To say that Wilson carried the Seahawks’ offense was a bit of an understatement. Put it this way: The quarterback ran four times for 30 yards; Seattle’s running backs carried 16 times for five yards, and receiver Tyler Lockett lost two yards on a fly sweep. Good times.
Wilson spread the ball to eight different receivers, including one — his starting tight end — who really needed the targets. Both of Wilson’s fourth quarter touchdown passes went to Graham, whose slump-busting performance came in the week of coach Pete Carroll’s pregame denial that the tight end was on the trading block.
Brown, for one, bought the Watson/Wilson comparison: “Yep, absolutelyâ¦ same winner’s mentality. They find a way to make plays. To see him do this as a rookie, it’s crazy.
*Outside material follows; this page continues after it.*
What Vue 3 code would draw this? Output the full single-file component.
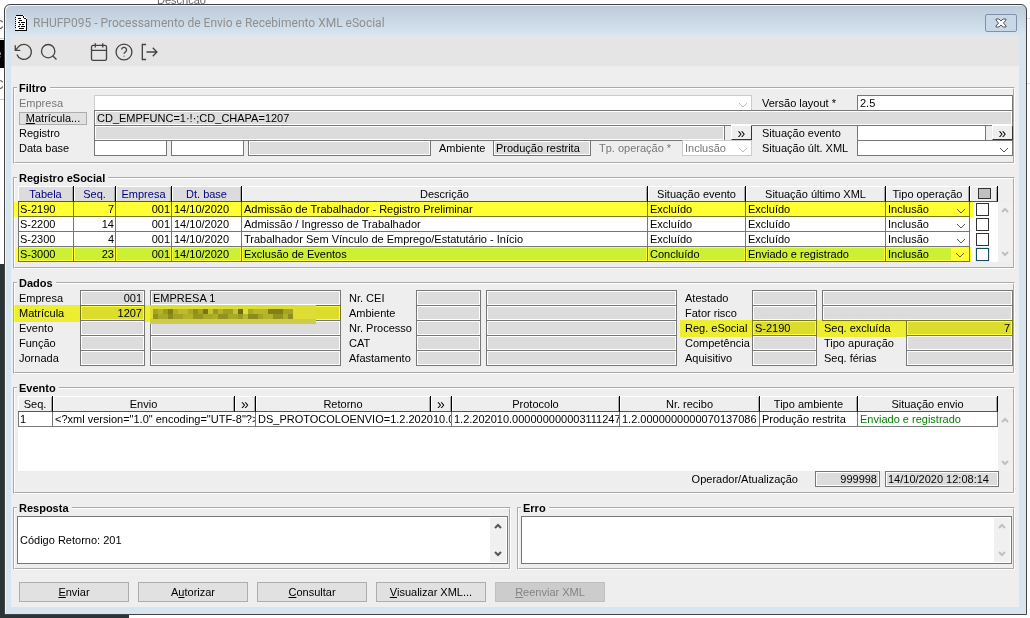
<script setup>
import { ref } from 'vue';

const registros = ref([
  { tabela: 'S-2190', seq: 7, descricao: 'Admissão de Trabalhador - Registro Preliminar', evento: 'Excluído', xml: 'Excluído', marca: 'marked' },
  { tabela: 'S-2200', seq: 14, descricao: 'Admissão / Ingresso de Trabalhador', evento: 'Excluído', xml: 'Excluído', marca: '' },
  { tabela: 'S-2300', seq: 4, descricao: 'Trabalhador Sem Vínculo de Emprego/Estatutário - Início', evento: 'Excluído', xml: 'Excluído', marca: '' },
  { tabela: 'S-3000', seq: 23, descricao: 'Exclusão de Eventos', evento: 'Concluído', xml: 'Enviado e registrado', marca: 'marked current' },
]);

const dados = [
  [
    { label: 'Empresa', codigo: '001', nome: 'EMPRESA 1', num: true },
    { label: 'Matrícula', codigo: '1207', nome: '', num: true, marca: true, oculto: true },
    { label: 'Evento', codigo: '', nome: '' },
    { label: 'Função', codigo: '', nome: '' },
    { label: 'Jornada', codigo: '', nome: '' },
  ],
  [
    { label: 'Nr. CEI', codigo: '', nome: '' },
    { label: 'Ambiente', codigo: '', nome: '' },
    { label: 'Nr. Processo', codigo: '', nome: '' },
    { label: 'CAT', codigo: '', nome: '' },
    { label: 'Afastamento', codigo: '', nome: '' },
  ],
  [
    { label: 'Atestado', codigo: '', nome: '' },
    { label: 'Fator risco', codigo: '', nome: '' },
    { label: 'Reg. eSocial', codigo: 'S-2190', nome: '7', label2: 'Seq. excluída', marca: true },
    { label: 'Competência', codigo: '', nome: '', label2: 'Tipo apuração' },
    { label: 'Aquisitivo', codigo: '', nome: '', label2: 'Seq. férias' },
  ],
];

// blocos do mosaico sobre o nome do funcionário: [x, linha, largura, cor]
const mosaico = [
  [3, 0, 5, '#a5a523'], [8, 0, 5, '#b3b32a'], [13, 0, 5, '#9c9c24'], [18, 0, 5, '#7f7f1c'], [23, 0, 5, '#b0b028'],
  [28, 0, 10, '#bcbc2e'], [38, 0, 5, '#a9a926'], [43, 0, 5, '#8f8f20'], [48, 0, 5, '#a5a523'], [53, 0, 5, '#77771a'],
  [58, 0, 5, '#c4c42e'], [63, 0, 5, '#999922'], [68, 0, 5, '#b3b32a'], [73, 0, 10, '#a0a024'], [83, 0, 5, '#c4c42e'],
  [88, 0, 5, '#6d6d14'], [98, 0, 5, '#a9a926'], [103, 0, 15, '#b7b72b'], [118, 0, 15, '#7f7f1c'], [133, 0, 10, '#a5a523'],
  [3, 1, 5, '#92921f'], [8, 1, 10, '#a9a926'], [18, 1, 5, '#8c8c1e'], [23, 1, 10, '#a3a324'], [33, 1, 10, '#b3b32a'],
  [43, 1, 10, '#96961f'], [53, 1, 10, '#a9a926'], [63, 1, 5, '#b0b028'], [68, 1, 10, '#92921f'], [78, 1, 10, '#a9a926'],
  [88, 1, 5, '#9c9c24'], [93, 1, 5, '#b7b72b'], [98, 1, 10, '#8c8c1e'], [108, 1, 5, '#a5a523'], [113, 1, 10, '#b3b32a'],
  [123, 1, 10, '#92921f'], [133, 1, 5, '#b0b028'], [138, 1, 5, '#8f8f20'],
];

const operacao = ref('Inclusão');
const resposta = ref('\nCódigo Retorno: 201');
const erro = ref('');
</script>

<template>
  <div class="desktop">
    <span class="behind behind-title">Descricao</span>
    <span class="behind behind-c1">C</span>
    <span class="behind behind-e">e</span>
    <span class="behind behind-c2">C</span>

    <main class="window">
      <header class="titlebar">
        <svg class="doc" viewBox="0 0 12 16" shape-rendering="crispEdges">
          <path d="M1 0h7l4 4v12H1z" fill="#fff" />
          <path d="M0 2h1M0 4h1M0 6h1M0 8h1M0 10h1M0 12h1" stroke="#000" />
          <path d="M1 0.500H8M8.500 1v2M9 3.500h2M11.500 4v12M0 15.500h12" fill="none" stroke="#000" />
          <path d="M3 3.500h3M4 5.500h3M3 7.500h2M6 7.500h4M4 9.500h2M7 9.500h2M3 11.500h2M6 11.500h4M4 13.500h5" stroke="#000" />
        </svg>
        <h1>RHUFP095 - Processamento de Envio e Recebimento XML eSocial</h1>
        <button class="close" aria-label="Fechar">
          <svg viewBox="0 0 12 10">
            <path d="M1 1h3l2 2 2-2h3v1L8.500 5 11 8v1H8L6 7 4 9H1V8l2.500-3L1 2z" fill="#fff" stroke="#54565c" />
          </svg>
        </button>
      </header>

      <nav class="toolbar">
        <button aria-label="Atualizar">
          <svg viewBox="0 0 24 24"><path d="M1.500 4v6h6M3.500 15a9 9 0 1 0 2-9.500L1.500 10" /></svg>
        </button>
        <button aria-label="Pesquisar">
          <svg viewBox="0 0 24 24"><circle cx="11" cy="11" r="8" /><path d="M21 21l-4.500-4.500" /></svg>
        </button>
        <button class="apart" aria-label="Calendário">
          <svg viewBox="0 0 24 24"><rect x="3" y="4" width="18" height="18" rx="2" /><path d="M7.500 1.500v5M16.500 1.500v5M3 10h18" /></svg>
        </button>
        <button aria-label="Ajuda">
          <svg viewBox="0 0 24 24"><circle cx="12" cy="12" r="9.500" /><path d="M9 9a3 3 0 0 1 6 1c0 2-3 2.500-3 4M12 16.500v1" /></svg>
        </button>
        <button aria-label="Sair">
          <svg viewBox="0 0 24 24"><path d="M8.500 21H4V3h4.500M16.500 17l5-5-5-5M21 12H9" /></svg>
        </button>
      </nav>

      <div class="content">
        <fieldset class="group">
          <legend>Filtro</legend>
          <div class="filter">
            <div class="line">
              <label class="lead off" for="empresa">Empresa</label>
              <span class="drop off grow">
                <select id="empresa" disabled><option></option></select>
                <svg viewBox="0 0 10 6"><path d="M1 1l4 4 4-4" /></svg>
              </span>
              <label class="side" for="layout">Versão layout *</label>
              <input id="layout" class="field wide" value="2.5" />
            </div>
            <div class="line">
              <span class="lead"><button class="btn small"><u>M</u>atrícula...</button></span>
              <input class="field ro grow" value="CD_EMPFUNC=1·!·;CD_CHAPA=1207" aria-label="Matrícula" readonly />
            </div>
            <div class="line">
              <label class="lead" for="registro">Registro</label>
              <input id="registro" class="field ro grow" readonly />
              <button class="more spaced">»</button>
              <label class="side" for="situacao">Situação evento</label>
              <span class="wide pair">
                <input id="situacao" class="field grow" />
                <button class="more spaced">»</button>
              </span>
            </div>
            <div class="line">
              <label class="lead" for="inicio">Data base</label>
              <span class="grow pair">
                <input id="inicio" class="field date" />
                <input class="field date" aria-label="Data final" />
                <input class="field ro grow" aria-label="Período" readonly />
                <label class="amb" for="ambiente">Ambiente</label>
                <input id="ambiente" class="field ro env" value="Produção restrita" readonly />
                <label class="oper off" for="operacao">Tp. operação *</label>
                <span class="drop off op">
                  <select id="operacao" v-model="operacao" disabled><option>Inclusão</option></select>
                  <svg viewBox="0 0 10 6"><path d="M1 1l4 4 4-4" /></svg>
                </span>
              </span>
              <label class="side" for="ultxml">Situação últ. XML</label>
              <span class="drop wide">
                <select id="ultxml"><option></option></select>
                <svg viewBox="0 0 10 6"><path d="M1 1l4 4 4-4" /></svg>
              </span>
            </div>
          </div>
        </fieldset>

        <fieldset class="group">
          <legend>Registro eSocial</legend>
          <div class="listing">
            <table>
              <colgroup>
                <col class="w56" /><col class="w42" /><col class="w56" /><col class="w70" /><col />
                <col class="w98" /><col class="w140" /><col class="w84" /><col class="w28" />
              </colgroup>
              <thead>
                <tr>
                  <th class="key">Tabela</th>
                  <th class="key">Seq.</th>
                  <th class="key">Empresa</th>
                  <th class="key">Dt. base</th>
                  <th>Descrição</th>
                  <th>Situação evento</th>
                  <th>Situação último XML</th>
                  <th>Tipo operação</th>
                  <th><input type="checkbox" class="tick all" aria-label="Todos" /></th>
                </tr>
              </thead>
              <tbody>
                <tr v-for="r in registros" :key="r.tabela" :class="r.marca">
                  <td>{{ r.tabela }}</td>
                  <td class="num">{{ r.seq }}</td>
                  <td class="num">001</td>
                  <td>14/10/2020</td>
                  <td>{{ r.descricao }}</td>
                  <td>{{ r.evento }}</td>
                  <td>{{ r.xml }}</td>
                  <td class="pick">
                    <span class="drop bare">
                      <select aria-label="Tipo operação"><option>Inclusão</option></select>
                      <svg viewBox="0 0 10 6"><path d="M1 1l4 4 4-4" /></svg>
                    </span>
                  </td>
                  <td class="check"><input type="checkbox" class="tick" :aria-label="r.tabela" /></td>
                </tr>
              </tbody>
            </table>
            <div class="scroll off">
              <svg viewBox="0 0 8 6"><path d="M1 5l3-3 3 3" /></svg>
              <svg viewBox="0 0 8 6"><path d="M1 1l3 3 3-3" /></svg>
            </div>
          </div>
        </fieldset>

        <fieldset class="group">
          <legend>Dados</legend>
          <div class="data">
            <div v-for="(bloco, b) in dados" :key="b" class="block">
              <div v-for="(d, i) in bloco" :key="d.label" class="line" :class="{ glow: d.marca }">
                <label class="tag" :for="`dado${b}${i}`">{{ d.label }}</label>
                <input :id="`dado${b}${i}`" class="field ro code" :class="{ num: d.num }" :value="d.codigo" readonly />
                <label v-if="d.label2" class="tag2" :for="`nome${b}${i}`">{{ d.label2 }}</label>
                <span class="name">
                  <input :id="`nome${b}${i}`" class="field ro" :class="{ num: d.label2 }" :value="d.nome" :aria-label="d.label" readonly />
                  <svg v-if="d.oculto" class="mosaic" viewBox="0 0 166 20">
                    <rect width="166" height="15" fill="#dddd33" />
                    <rect y="14" width="166" height="5" fill="#cccc4d" />
                    <rect v-for="(m, k) in mosaico" :key="k" :x="m[0]" :y="4 + m[1] * 5" :width="m[2]" height="5" :fill="m[3]" />
                  </svg>
                </span>
              </div>
            </div>
          </div>
        </fieldset>

        <fieldset class="group">
          <legend>Evento</legend>
          <div class="listing events">
            <div class="sheet">
              <table>
                <colgroup>
                  <col class="w35" /><col /><col class="w21" /><col class="w175" /><col class="w21" />
                  <col class="w168" /><col class="w140" /><col class="w98" /><col class="w140" />
                </colgroup>
                <thead>
                  <tr>
                    <th>Seq.</th>
                    <th>Envio</th>
                    <th><button class="more flat">»</button></th>
                    <th>Retorno</th>
                    <th><button class="more flat">»</button></th>
                    <th>Protocolo</th>
                    <th>Nr. recibo</th>
                    <th>Tipo ambiente</th>
                    <th>Situação envio</th>
                  </tr>
                </thead>
                <tbody>
                  <tr>
                    <td>1</td>
                    <td colspan="2">&lt;?xml version="1.0" encoding="UTF-8"?&gt;</td>
                    <td colspan="2">DS_PROTOCOLOENVIO=1.2.202010.000</td>
                    <td>1.2.202010.0000000000031112470</td>
                    <td>1.2.0000000000070137086</td>
                    <td>Produção restrita</td>
                    <td class="sent">Enviado e registrado</td>
                  </tr>
                </tbody>
              </table>
            </div>
            <div class="scroll off">
              <svg viewBox="0 0 8 6"><path d="M1 5l3-3 3 3" /></svg>
              <svg viewBox="0 0 8 6"><path d="M1 1l3 3 3-3" /></svg>
            </div>
          </div>
          <div class="audit">
            <label for="operador">Operador/Atualização</label>
            <input id="operador" class="field ro num who" value="999998" readonly />
            <input class="field ro when" value="14/10/2020 12:08:14" aria-label="Atualização" readonly />
          </div>
        </fieldset>

        <div class="messages">
          <fieldset class="group">
            <legend>Resposta</legend>
            <div class="memo">
              <textarea v-model="resposta" aria-label="Resposta"></textarea>
              <div class="scroll">
                <svg viewBox="0 0 8 6"><path d="M1 5l3-3 3 3" /></svg>
                <svg viewBox="0 0 8 6"><path d="M1 1l3 3 3-3" /></svg>
              </div>
            </div>
          </fieldset>
          <fieldset class="group">
            <legend>Erro</legend>
            <div class="memo">
              <textarea v-model="erro" aria-label="Erro"></textarea>
              <div class="scroll off">
                <svg viewBox="0 0 8 6"><path d="M1 5l3-3 3 3" /></svg>
                <svg viewBox="0 0 8 6"><path d="M1 1l3 3 3-3" /></svg>
              </div>
            </div>
          </fieldset>
        </div>

        <footer class="actions">
          <button class="btn"><u>E</u>nviar</button>
          <button class="btn">A<u>u</u>torizar</button>
          <button class="btn"><u>C</u>onsultar</button>
          <button class="btn"><u>V</u>isualizar XML...</button>
          <button class="btn" disabled><u>R</u>eenviar XML</button>
        </footer>
      </div>
    </main>
  </div>
</template>

<style>
body {
  margin: 0;
  background: #fff;
}
</style>

<style scoped>
* {
  box-sizing: border-box;
}

.desktop {
  position: relative;
  overflow: hidden;
  padding: 4px 3px 4px 4px;
  font-family: "Liberation Sans", Arial, sans-serif;
  font-size: 11px;
  line-height: 14px;
  color: #000;
  background:
    linear-gradient(#000, #000) 0 40px / 5px 28px no-repeat,
    linear-gradient(#c8c8c8, #c8c8c8) 0 38px / 5px 1px no-repeat,
    linear-gradient(#c8c8c8, #c8c8c8) 0 99px / 5px 1px no-repeat,
    linear-gradient(#2b3436, #2b3436) 0 264px / 5px 100% no-repeat,
    linear-gradient(#2b3436, #2b3436) 0 100% / 129px 5px no-repeat,
    linear-gradient(#ddd, #ddd) 100% 18px / 4px 1px no-repeat,
    linear-gradient(#ddd, #ddd) 100% 83px / 4px 1px no-repeat,
    #fff;
}

.behind {
  position: absolute;
  left: -5px;
  font-size: 12px;
  color: #666;
}

.behind-title {
  top: -7px;
  left: 157px;
  font-size: 11px;
}

.behind-c1 {
  top: 18px;
}

.behind-e {
  top: 47px;
  color: #888;
}

.behind-c2 {
  top: 78px;
}

.window {
  position: relative;
  border: 1px solid #444;
  border-radius: 6px 6px 0 0;
  padding: 0 7px 7px 6px;
  background: linear-gradient(#bccad9, #d7e5f1 30px);
  box-shadow: inset 1px 1px 0 #eef4fa;
}

.titlebar {
  display: flex;
  align-items: center;
  height: 30px;
  padding: 0 2px 0 4px;
}

.doc {
  width: 12px;
  height: 16px;
  margin-top: 6px;
}

h1 {
  flex: 1;
  margin: 6px 0 0 6px;
  font-family: Roboto, sans-serif;
  font-size: 12px;
  font-weight: 400;
  color: #8f8f8f;
}

button {
  padding: 0;
  font: inherit;
  color: inherit;
}

.close {
  display: flex;
  align-items: center;
  justify-content: center;
  width: 32px;
  height: 18px;
  margin-top: 6px;
  border: 1px solid #8091b0;
  border-radius: 2px;
  background: #c9d8e7;
}

.close svg {
  width: 12px;
  height: 10px;
}

.toolbar {
  display: flex;
  align-items: center;
  gap: 5px;
  height: 31px;
  padding: 2px 0 0 3px;
  background: #e5e5e5;
}

.toolbar button {
  display: flex;
  border: 0;
  background: none;
}

.toolbar .apart {
  margin-left: 25px;
}

.toolbar svg {
  width: 20px;
  height: 20px;
  fill: none;
  stroke: #444;
  stroke-width: 1.6;
}

.content {
  display: flex;
  flex-direction: column;
  gap: 8px;
  padding: 16px 4px 5px 2px;
  background: #eee;
}

.group {
  min-width: 0;
  margin: 0;
  padding: 0;
  border: 2px groove #fff;
}

legend {
  height: 12px;
  margin-left: 2px;
  padding: 0 3px 0 2px;
  font-weight: 700;
  line-height: 12px;
}

.filter {
  padding: 1px 0 7px 4px;
}

.line {
  position: relative;
  display: flex;
  align-items: flex-start;
  height: 15px;
  line-height: 16px;
}

.grow {
  flex: 1;
  min-width: 0;
}

.lead {
  width: 75px;
}

.side {
  width: 105px;
  padding-left: 10px;
}

.wide {
  width: 156px;
}

label.off {
  color: #777;
}

.pair {
  display: flex;
  align-items: flex-start;
}

.field {
  height: 16px;
  padding: 0 2px;
  border: 1px solid #777;
  border-radius: 0;
  background: #fff;
  font: inherit;
  color: inherit;
  outline: none;
}

.ro {
  background: #dcdcdc;
  box-shadow: inset 1px 1px 0 #fff, inset -1px -1px 0 #fff;
}

.num {
  text-align: right;
}

.date {
  width: 73px;
  margin-right: 4px;
}

.amb {
  width: 62px;
  padding-left: 8px;
}

.env {
  width: 98px;
}

.oper {
  width: 91px;
  padding-left: 8px;
}

.op {
  width: 70px;
}

.more {
  width: 21px;
  height: 15px;
  border: 1px solid;
  border-color: #fff #333 #333 #fff;
  background: #eee;
  font-size: 14px;
  line-height: 10px;
}

.spaced {
  margin-left: 6px;
}

.flat {
  display: block;
  width: 100%;
  height: 14px;
  border: 0;
  background: none;
}

.drop {
  display: grid;
  height: 16px;
  align-items: center;
  border: 1px solid #777;
  background: #fff;
  color: #000;
}

.drop.off {
  border-color: #ccc;
}

.drop.bare {
  height: 14px;
  border: 0;
  background: none;
}

.drop select {
  grid-area: 1 / 1;
  width: 100%;
  height: 14px;
  padding: 0 0 0 2px;
  border: 0;
  background: none;
  appearance: none;
  font: inherit;
  line-height: 14px;
  color: inherit;
  opacity: 1;
}

.drop.off select {
  color: #777;
}

.drop svg {
  grid-area: 1 / 1;
  justify-self: end;
  width: 10px;
  height: 6px;
  margin: 4px 3px 0 0;
  fill: none;
  stroke: #555;
  pointer-events: none;
}

.drop.off svg {
  stroke: #bbb;
}

.btn {
  width: 110px;
  height: 20px;
  border: 1px solid #adadad;
  background: #e1e1e1;
}

.btn:disabled {
  border-color: #bfbfbf;
  background: #ccc;
  color: #838383;
}

.btn.small {
  display: block;
  width: 68px;
  height: 13px;
  margin-top: 2px;
  line-height: 11px;
}

.listing {
  display: flex;
  padding: 2px 1px 5px 3px;
}

table {
  flex: 1;
  width: 100%;
  min-width: 0;
  table-layout: fixed;
  border-collapse: separate;
  border-spacing: 0;
}

.w21 {
  width: 21px;
}

.w28 {
  width: 28px;
}

.w35 {
  width: 35px;
}

.w42 {
  width: 42px;
}

.w56 {
  width: 56px;
}

.w70 {
  width: 70px;
}

.w84 {
  width: 84px;
}

.w98 {
  width: 98px;
}

.w140 {
  width: 140px;
}

.w168 {
  width: 168px;
}

.w175 {
  width: 175px;
}

th {
  height: 16px;
  padding: 0;
  border-right: 1px solid #000;
  border-bottom: 1px solid #555;
  box-shadow: inset 1px 1px 0 #fff, inset -1px 0 0 #aaa;
  background: #eee;
  font-weight: 400;
}

th.key {
  background: #dcdcdc;
  color: #000080;
}

td {
  height: 15px;
  padding: 0 1px 0 2px;
  border-right: 1px solid #777;
  border-bottom: 1px solid #777;
  background: #fff;
  overflow: hidden;
  white-space: nowrap;
}

td:first-child {
  padding-left: 1px;
  border-left: 1px solid #777;
}

td.pick {
  padding: 0;
}

td.check {
  padding: 0 0 0 6px;
  border: 0;
}

.sent {
  color: #008000;
}

.tick {
  display: block;
  width: 13px;
  height: 13px;
  margin: 0;
  border: 1px solid #333;
  background: #fff;
  appearance: none;
}

.tick.all {
  width: 13px;
  height: 11px;
  margin-left: 8px;
  background: #c0c0c0;
}

/* marca-texto amarelo sobre as linhas em destaque */
.marked td {
  border-color: #777722;
  background: #ffff33;
}

.marked td:first-child {
  box-shadow: -4px 0 0 #ffff33;
}

.marked td.check {
  background: linear-gradient(90deg, #ffff33 3px, #fff 3px);
}

.current td {
  background: #ccf033;
  box-shadow: inset 1px 1px 0 #ffff33, inset -1px -1px 0 #ffff33;
}

.current td:first-child {
  box-shadow: -3px 0 0 #ffff33, inset 1px 1px 0 #ffff33, inset -1px -1px 0 #ffff33;
}

.current td.check {
  background: linear-gradient(90deg, #ffff33 1px, #fff 1px);
  box-shadow: none;
}

.current .tick {
  border-color: #1c4a66;
  box-shadow: 0 0 0 1px #ccf0ff;
}

.current .pick .drop svg {
  padding: 5px 4px 3px;
  width: 18px;
  height: 14px;
  margin: 0;
  background: #ffff33;
}

.glow::after {
  content: "";
  position: absolute;
  inset: 0 0 -2px -5px;
  background: #ffff33;
  mix-blend-mode: multiply;
  pointer-events: none;
}

.scroll {
  display: flex;
  flex-direction: column;
  align-items: center;
  justify-content: space-between;
  width: 14px;
  margin-top: 16px;
  padding: 5px 0;
  background: #f0f0f0;
}

.scroll svg {
  width: 8px;
  height: 6px;
  fill: none;
  stroke: #555;
  stroke-width: 2;
}

.scroll.off svg {
  stroke: #c0c0c0;
}

.data {
  display: grid;
  grid-template-columns: 322fr 328fr 328fr;
  gap: 8px;
  padding: 1px 0 7px 4px;
}

.tag {
  width: 67px;
}

.block:first-child .tag {
  width: 61px;
}

.code {
  width: 65px;
  margin-right: 5px;
}

.tag2 {
  width: 84px;
  padding-left: 2px;
}

.name {
  position: relative;
  display: flex;
  flex: 1;
  min-width: 0;
}

.name .field {
  width: 100%;
}

.mosaic {
  position: absolute;
  top: 0;
  left: 0;
  width: 166px;
  height: 20px;
  z-index: 1;
}

.events {
  padding-bottom: 0;
}

.sheet {
  flex: 1;
  min-width: 0;
  height: 75px;
  background: #fff;
}

.audit {
  display: flex;
  align-items: center;
  justify-content: flex-end;
  gap: 5px;
  padding: 0 14px 5px 0;
}

.audit label {
  margin-right: 12px;
}

.who {
  width: 65px;
}

.when {
  width: 114px;
}

.messages {
  display: grid;
  grid-template-columns: 1fr 1fr;
  gap: 6px;
}

.memo {
  display: flex;
  height: 48px;
  margin: 2px 1px 4px 2px;
  padding: 1px;
  border: 1px solid #777;
  background: #fff;
}

.memo textarea {
  flex: 1;
  min-width: 0;
  padding: 1px;
  border: 0;
  background: none;
  font: inherit;
  line-height: 14px;
  color: inherit;
  resize: none;
  outline: none;
  overflow: hidden;
}

.memo .scroll {
  width: 16px;
  margin: 0;
}

.actions {
  display: flex;
  gap: 9px;
  padding: 4px 0 0 6px;
}
</style>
It was a fun game to be part of.”
After it ended, Wilson and Watson had a brief, mutually supportive conversation on the field, and each man praised the other in his postgame press conference.
Watson: “I’m a big supporter of (Wilson) and I love his game and just the person he is. He’s a mobile quarterback that makes good decisions. Very good on the run, makes smart decisions, and he’s a leader. He’s passionate about winning and he’s going to compete.”
Wilson: “I think (Watson) is a phenomenal football player. You can’t get much better than how he is playing right now. I think he showed a lot of grit, a lot of toughness, a lot of great plays. He’s been a special player for a long time. I love watching great guys play.”
A similar sentiment compelled Sherman, who has forged a reputation as a prickly antagonist on Sundays, to go against-type and show some love to Watson as they switched sides following the completion of the third quarter.
“It was a cool conversation,” Sherman recalled. “He was great on film… and much better in person. Our guys were pressuring him, and they were hitting him, and he was not relenting. He was not relenting. That’s what you gotta respect about him. He was fighting, no matter what.”
And even though Wilson won this round, it’s abundantly clear that Watson will be back to fight another day.